Stated task
Skip all pictures, then copy the lines from the start of the data through the line with "</backup-dialog>", keeping both ends.

#####

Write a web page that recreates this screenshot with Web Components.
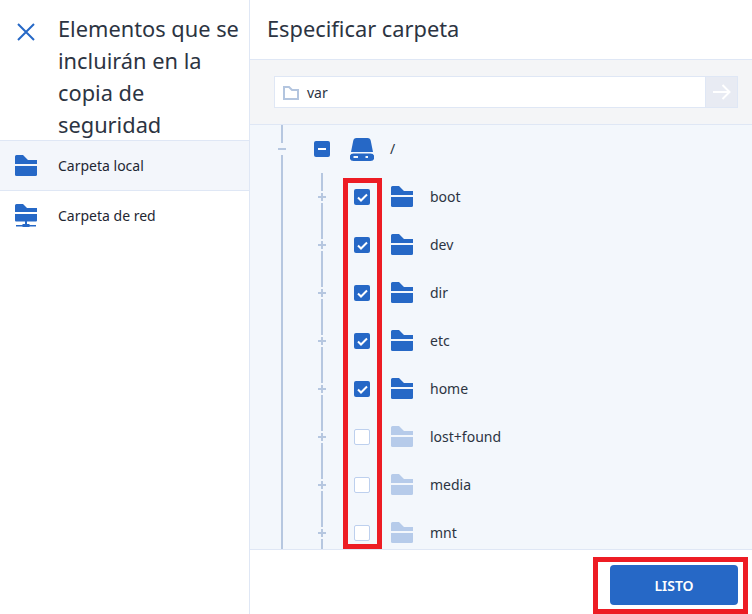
<!DOCTYPE html>
<html lang="es">
<head>
<meta charset="utf-8">
<title>Especificar carpeta</title>
<style>
  html, body { margin: 0; height: 100%; background: #fff; }
  body { font-family: "Noto Sans", "Open Sans", sans-serif; color: #2c3442; overflow: hidden; }
</style>
</head>
<body>
<backup-dialog>
  <source-panel slot="side" heading="Elementos que se incluirán en la copia de seguridad">
    <source-item icon="folder" selected>Carpeta local</source-item>
    <source-item icon="network">Carpeta de red</source-item>
  </source-panel>
  <span slot="title">Especificar carpeta</span>
  <path-input slot="path" value="var"></path-input>
  <folder-tree slot="tree">
    <tree-row depth="0" icon="drive" state="mixed">/</tree-row>
    <tree-row depth="1" icon="folder" state="on">boot</tree-row>
    <tree-row depth="1" icon="folder" state="on">dev</tree-row>
    <tree-row depth="1" icon="folder" state="on">dir</tree-row>
    <tree-row depth="1" icon="folder" state="on">etc</tree-row>
    <tree-row depth="1" icon="folder" state="on">home</tree-row>
    <tree-row depth="1" icon="folder" state="off">lost+found</tree-row>
    <tree-row depth="1" icon="folder" state="off">media</tree-row>
    <tree-row depth="1" icon="folder" state="off">mnt</tree-row>
  </folder-tree>
  <primary-button slot="action">LISTO</primary-button>
</backup-dialog>

<script>
const BLUE = '#2668c6';
const ICONS = {
  folder: `<svg width="22" height="21" viewBox="0 0 22 21" fill="currentColor"><path d="M0 9V1.5Q0 0 1.5 0H8l5 5h9v4z"/><path d="M0 11h22v8.5q0 1.5-1.5 1.5h-19Q0 21 0 19.5z"/></svg>`,
  network: `<svg width="22" height="23" viewBox="0 0 22 23" fill="currentColor"><path d="M0 8V1.5Q0 0 1.5 0H8l4 4h10v4z"/><path d="M0 10h22v6.5q0 1-1 1H1q-1 0-1-1z"/><path d="M10 17h2v3h-2z"/><path d="M7.5 20h7v1h6.5v1.500h-6.500V23h-7v-.5H1V21h6.500z"/></svg>`,
  drive: `<svg width="24" height="23" viewBox="0 0 24 23" fill="currentColor"><path d="M3.2 3Q3.600 0 6.500 0h11q2.900 0 3.300 3L23 14H1z"/><path fill-rule="evenodd" d="M3.500 15.500h17a3.750 3.750 0 0 1 0 7.500h-17a3.750 3.750 0 0 1 0-7.500zM3.500 18v2H8v-2zM15.500 18v2H18v-2z"/></svg>`
};

// Barra lateral con el título y la lista de orígenes
class SourcePanel extends HTMLElement {
  constructor() {
    super();
    this.attachShadow({ mode: 'open' });
    this.shadowRoot.innerHTML = `
      <style>
        :host { display: flex; flex-direction: column; height: 100%; }
        header { display: flex; height: 140px; box-sizing: border-box; padding: 13px 0 0 17px; }
        button { flex: none; width: 41px; height: 32px; padding: 6px 0 0; border: 0; background: none; text-align: left; color: ${BLUE}; }
        svg { display: block; }
        h2 { margin: 0; font-size: 21.8px; line-height: 32px; font-weight: 400; flex: 1; }
      </style>
      <header>
        <button aria-label="Cerrar"><svg width="18" height="18" viewBox="0 0 18 18" fill="none" stroke="currentColor" stroke-width="2"><path d="M1 1l16 16M17 1L1 17"/></svg></button>
        <h2></h2>
      </header>
      <slot></slot>`;
    this.shadowRoot.querySelector('h2').textContent = this.getAttribute('heading');
  }
}

class SourceItem extends HTMLElement {
  constructor() {
    super();
    this.attachShadow({ mode: 'open' });
    this.shadowRoot.innerHTML = `
      <style>
        :host { display: flex; align-items: center; height: 50px; box-sizing: border-box; padding-left: 15px; gap: 21px; font-size: 14px; border-top: 1px solid #dfe7f5; color: #1f2733; }
        :host([selected]) { background: #f3f6fb; }
        i { display: flex; color: ${BLUE}; }
        span { padding-bottom: 1px; }
      </style>
      <i>${ICONS[this.getAttribute('icon')]}</i><span><slot></slot></span>`;
  }
}

class PathInput extends HTMLElement {
  constructor() {
    super();
    this.attachShadow({ mode: 'open' });
    this.shadowRoot.innerHTML = `
      <style>
        :host { display: flex; height: 32px; box-sizing: border-box; border: 1px solid #dfe7f5; background: #fff; }
        .field { flex: 1; display: flex; align-items: center; gap: 8px; padding-left: 8px; font-size: 14px; }
        .field svg { margin-top: 2px; }
        .go { width: 31px; display: flex; align-items: center; justify-content: center; background: #e8ebf3; border-left: 1px solid #dfe7f5; }
        svg { display: block; }
      </style>
      <div class="field">
        <svg width="16" height="14" viewBox="0 0 16 14" fill="none" stroke="#b3c5df" stroke-width="2"><path d="M1 13V1h5l3 3h6v9z"/></svg>
        <span></span>
      </div>
      <div class="go"><svg width="18" height="16" viewBox="0 0 18 16" fill="none" stroke="#fff" stroke-width="2"><path d="M0 8h16M9.500 1l7 7-7 7"/></svg></div>`;
    this.shadowRoot.querySelector('span').textContent = this.getAttribute('value');
  }
}

class FolderTree extends HTMLElement {
  constructor() {
    super();
    this.attachShadow({ mode: 'open' });
    this.shadowRoot.innerHTML = `
      <style>
        :host { display: block; height: 100%; overflow: hidden; padding-left: 12px; }
      </style>
      <slot></slot>`;
  }
}

class TreeRow extends HTMLElement {
  constructor() {
    super();
    this.attachShadow({ mode: 'open' });
    const depth = Number(this.getAttribute('depth'));
    const state = this.getAttribute('state');
    let guides = '';
    for (let i = 0; i < depth; i++) guides += `<div class="guide"><b></b><b></b><b></b></div>`;
    const mark = depth === 0
      ? '<svg width="8" height="2"><path d="M0 0h8v2H0z"/></svg>'
      : '<svg width="8" height="8"><path d="M3 0h2v3h3v2H5v3H3V5H0V3h3z"/></svg>';
    this.shadowRoot.innerHTML = `
      <style>
        :host { display: flex; align-items: stretch; height: 48px; font-size: 14px; }
        .guide, .mark { flex: none; width: 40px; display: flex; flex-direction: column; align-items: center; }
        .guide b, .mark b { flex: 1; width: 2px; background: #b6c7e0; }
        .mark span { height: 12px; display: flex; align-items: center; }
        .mark svg { display: block; fill: #b6c7e0; }
        .check { flex: none; width: 40px; display: flex; align-items: center; justify-content: center; }
        .box { width: 16px; height: 16px; box-sizing: border-box; border-radius: 2px; display: flex; align-items: center; justify-content: center; background: ${BLUE}; }
        .box svg { display: block; }
        :host([state="off"]) .box { background: #fff; border: 1px solid #bdd0ee; }
        .icon { flex: none; width: 24px; margin-left: 8px; display: flex; align-items: center; justify-content: center; color: ${BLUE}; }
        .icon svg { margin-bottom: 1px; }
        :host([icon="drive"]) .icon svg { margin: 1px 0 0; }
        :host([state="off"]) .icon { color: #b6cbea; }
        .label { margin-left: 16px; padding-bottom: 2px; display: flex; align-items: center; color: #2c3442; }
      </style>
      ${guides}
      <div class="mark"><b></b><span>${mark}</span><b></b></div>
      <div class="check"><div class="box">${
        state === 'on' ? '<svg width="11" height="9" viewBox="0 0 11 9" fill="none" stroke="#fff" stroke-width="2"><path d="M1 4.500l3 3 6-6"/></svg>'
        : state === 'mixed' ? '<svg width="8" height="2"><path d="M0 0h8v2H0z" fill="#fff"/></svg>' : ''
      }</div></div>
      <div class="icon">${ICONS[this.getAttribute('icon')]}</div>
      <div class="label"><slot></slot></div>`;
  }
}

class PrimaryButton extends HTMLElement {
  constructor() {
    super();
    this.attachShadow({ mode: 'open' });
    this.shadowRoot.innerHTML = `
      <style>
        :host { display: flex; align-items: center; justify-content: center; width: 128px; height: 40px; border-radius: 4px; background: ${BLUE}; color: #fff; font-size: 14px; font-weight: 600; }
      </style>
      <slot></slot>`;
  }
}

class BackupDialog extends HTMLElement {
  constructor() {
    super();
    this.attachShadow({ mode: 'open' });
    this.shadowRoot.innerHTML = `
      <style>
        :host { display: flex; width: 752px; height: 614px; overflow: hidden; position: relative; }
        aside { flex: none; width: 249px; border-right: 1px solid #dfe7f5; box-sizing: content-box; }
        main { flex: 1; min-width: 0; display: flex; flex-direction: column; position: relative; }
        .title { height: 59px; box-sizing: content-box; border-bottom: 1px solid #dfe7f5; padding-left: 17px; display: flex; align-items: center; font-size: 21.8px; }
        .title slot { display: block; margin-bottom: 2px; }
        .path { height: 65px; box-sizing: border-box; padding: 16px 14px 0 24px; background: #f4f5f7; border-bottom: 1px solid #dfe7f5; }
        .tree { flex: 1; min-height: 0; background: #f3f7fc; }
        .foot { height: 65px; flex: none; box-sizing: border-box; border-top: 1px solid #dfe7f5; display: flex; justify-content: flex-end; padding: 15px 14px 0 0; }
        /* marcos rojos de la captura, encima del contenido */
        .mark { position: absolute; box-sizing: border-box; border: 5px solid #ed1c24; pointer-events: none; }
        .mark.checks { left: 93px; top: 178px; width: 39px; height: 371px; }
        .mark.done { left: 343px; top: 557px; width: 155px; height: 57px; }
      </style>
      <aside><slot name="side"></slot></aside>
      <main>
        <div class="title"><slot name="title"></slot></div>
        <div class="path"><slot name="path"></slot></div>
        <div class="tree"><slot name="tree"></slot></div>
        <div class="foot"><slot name="action"></slot></div>
        <div class="mark checks"></div>
        <div class="mark done"></div>
      </main>`;
  }
}

customElements.define('source-panel', SourcePanel);
customElements.define('source-item', SourceItem);
customElements.define('path-input', PathInput);
customElements.define('folder-tree', FolderTree);
customElements.define('tree-row', TreeRow);
customElements.define('primary-button', PrimaryButton);
customElements.define('backup-dialog', BackupDialog);
</script>
</body>
</html>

#####

Answer for this exercise
Write a web page that recreates this screenshot with Web Components.
<!DOCTYPE html>
<html lang="es">
<head>
<meta charset="utf-8">
<title>Especificar carpeta</title>
<style>
  html, body { margin: 0; height: 100%; background: #fff; }
  body { font-family: "Noto Sans", "Open Sans", sans-serif; color: #2c3442; overflow: hidden; }
</style>
</head>
<body>
<backup-dialog>
  <source-panel slot="side" heading="Elementos que se incluirán en la copia de seguridad">
    <source-item icon="folder" selected>Carpeta local</source-item>
    <source-item icon="network">Carpeta de red</source-item>
  </source-panel>
  <span slot="title">Especificar carpeta</span>
  <path-input slot="path" value="var"></path-input>
  <folder-tree slot="tree">
    <tree-row depth="0" icon="drive" state="mixed">/</tree-row>
    <tree-row depth="1" icon="folder" state="on">boot</tree-row>
    <tree-row depth="1" icon="folder" state="on">dev</tree-row>
    <tree-row depth="1" icon="folder" state="on">dir</tree-row>
    <tree-row depth="1" icon="folder" state="on">etc</tree-row>
    <tree-row depth="1" icon="folder" state="on">home</tree-row>
    <tree-row depth="1" icon="folder" state="off">lost+found</tree-row>
    <tree-row depth="1" icon="folder" state="off">media</tree-row>
    <tree-row depth="1" icon="folder" state="off">mnt</tree-row>
  </folder-tree>
  <primary-button slot="action">LISTO</primary-button>
</backup-dialog>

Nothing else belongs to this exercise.